Stakers can force Solana vote on SOL inflation
Staked SOL holders can now submit on-chain proposals that trigger a governance vote to change the token’s inflation rate.
Solana stakers can now force a binding on-chain governance vote on the network’s inflation rate after recent updates to client software and on-chain governance modules. The mechanism lets holders of staked SOL or their delegates submit proposals that move directly into the governance voting process.
Proposals that target inflation settings use the existing submission, deposit and voting flows in Solana’s governance framework. A qualifying proposal enters the standard voting period, where token holders and delegated stake on the mainnet cast votes. Proposals must meet the governance system’s deposit, quorum and approval thresholds to pass.
If approved, an inflation proposal would change how many new SOL tokens are minted each epoch and how those tokens are distributed. Those changes would affect staking rewards and the circulating supply over time. The mechanism itself does not change the inflation rate; it only enables formal community votes on proposed changes.

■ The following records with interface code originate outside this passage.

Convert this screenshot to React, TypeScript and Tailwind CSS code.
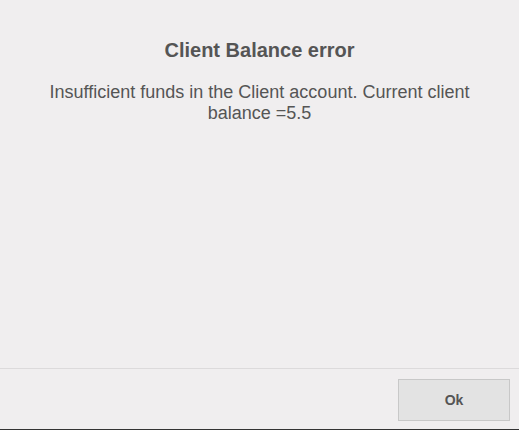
export default function App() {
  return (
    <div className="flex h-[430px] w-[519px] flex-col bg-[#f0eeef] font-['Liberation_Sans',Arial,sans-serif] text-[#555]">
      <div className="flex flex-1 flex-col items-center px-[40px] pt-[38px] text-center">
        <h2 className="text-[20px] font-bold leading-[24px]">Client Balance error</h2>
        <p className="mt-[20px] text-[18px] leading-[21px]">
          Insufficient funds in the Client account. Current client balance =5.5
        </p>
      </div>
      <div className="flex h-[61px] justify-end border-t border-[#dcdadb] pr-[9px] pt-[10px]">
        <button
          type="button"
          className="h-[42px] w-[112px] border border-[#c8c8c8] bg-[#e3e3e3] text-[14px] font-bold text-[#555]"
        >
          Ok
        </button>
      </div>
      <div className="h-px bg-[#333]" />
    </div>
  );
}
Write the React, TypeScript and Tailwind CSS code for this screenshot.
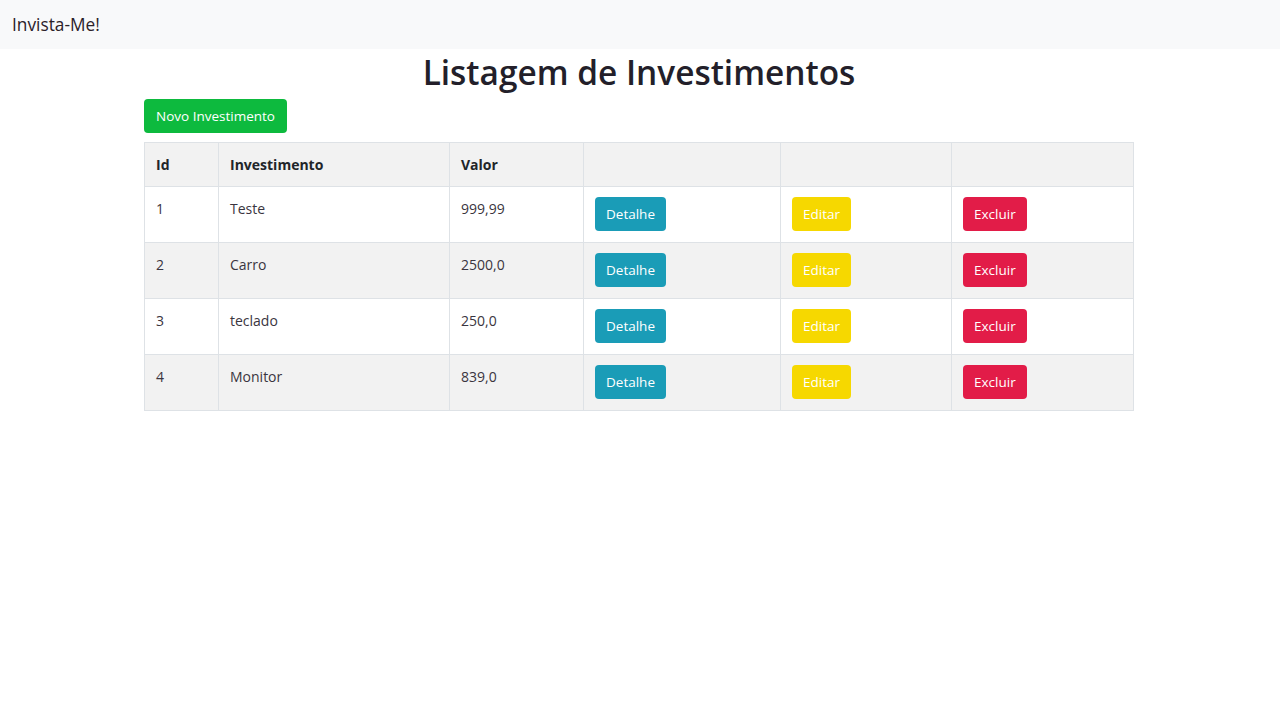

Stakers who delegate retain voting power through their delegates. Validators and large delegations therefore have concentrated voting influence and are likely to be central participants in any campaign to alter inflation rates. Campaigns typically involve outreach to major validators and large delegators because their votes can determine close contests.
The update follows periodic adjustments to Solana’s issuance model since the network launched. Solana began with a higher initial inflation rate and has used scheduled declines and community proposals to adjust issuance. Developers implemented the change in recent client and governance module releases to allow explicit on-chain consideration of inflation proposals.
Governance tool maintainers noted that existing safeguards, including proposal deposits, voting thresholds and timelines, remain in place to limit frivolous or disruptive proposals. Market participants, node operators and delegators will monitor how quickly any attempt to change inflation moves from proposal to vote and whether major delegators align around specific outcomes.